The news: How anti-gay is Florida Attorney General Pam Bondi? Not only is she a steadfast opponent of gay marriage, she won't even grant a gay divorce — a move that undermines the conservative logic that "civil unions" are just as good as same-sex marriage.

The Miami Herald reports that Bondi filed a brief Wednesday urging the Broward County Circuit Court to deny the dissolution of Lake Worth lesbian Heather Brassner's civil union with another woman, originally formed in 2002 in Vermont.

Brassner claims that four years ago, her then-partner cheated on her and hasn't been seen since. Vermont won't agree to a divorce without a signed affidavit from the missing woman, and with Gov. Rick Scott's conservative Florida administration still busy defending its gay marriage ban in a hopeless legal battle, Brassner has nowhere else to turn.

Bondi argues that since Florida doesn't recognize gay marriage, it has no power to dissolve the union. And even if its ban is overturned in court, Florida doesn't have to recognize a same-sex civil union.

"The petitioner also seeks a declaration regarding the Court's ability to dissolve same-sex marriages, even though the relationship at issue here is a Vermont civil union — not a same-sex marriage. No Florida appellate court has held that a civil union is equivalent to marriage for purposes of Florida's dissolution of marriage laws... this Court 'lacks jurisdiction to render declaratory relief.'"

Just more proof that civil unions aren't equal, especially not to anti-gay crusaders.

As Gawker's Adam Weinstein wrote, "In order to save marriage from gays, the twice-divorced Bondi will have to keep this one gay woman gay-married." Not only is traditional marriage super sacred, so is traditional divorce.
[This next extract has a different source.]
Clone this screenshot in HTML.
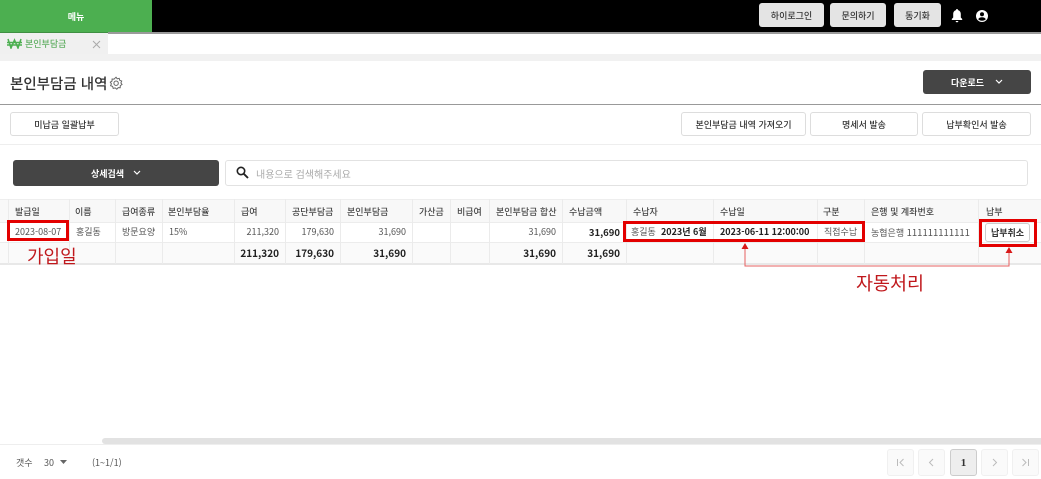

The background: Making this move particularly infuriating is Bondi's targeting of Brassner for purely political reasons. As the Herald notes, Broward Circuit Judge Dale Cohen — the same judge who ruled Florida's same-sex marriage ban unconstitutional, awaiting appeal — had previously announced he would grant her divorce, but ultimately denied it because her lawyer had "not properly notified the state when the case began." When Brassner immediately refiled the case, Bondi conveniently stepped in with the anti-gay brief just a few weeks before elections.

As the South Florida Sun Sentinel's Chan Lowe observed, "Evidently, it's too risky for the moral welfare of Floridians for the state to even legally recognize a same-sex divorce,"  making the move a "rear-guard action by zealots" to protect their retreat before the November elections, even though Bondi is heavily favored to win.

Despite the ruling of five separate judges that Florida's same-sex marriage ban is unconstitutional, Bondi continues to insist in court that lifting the ban "would impose significant public harm."

Bondi also wrote that "Florida's marriage laws have a close, direct and rational relationship to society's legitimate interest in increasing the likelihood that children will be born to and raised by the mothers and fathers who produced them in stable and enduring family units." (This position is not backed by any credible academic evidence.)

Why you should care: With the Supreme Court apparently unwilling to conclusively determine the constitutionality of same-sex marriage, this same battle is playing out across the country. Unfortunately for Bondi, it's a battle that anti-gay bigots are going to lose. Federal judges are incredibly unlikely to reverse their course in Florida. Kansas, Montana and South Carolina, three other states mounting legal defenses of their own gay marriage bans, are all expected to go down fighting.

Brassner will, one way or the other, get her divorce. But it's pretty upsetting that Bondi feels the need to continue this pointless fight. In a March 2013 poll, Public Policy Polling found that just 23% of Floridians opposed any form of legal recognition for same-sex couples, including just 25% of Republicans. This is just another example of Scott's administration catering to the extreme right, even if it means harassing one individual lesbian.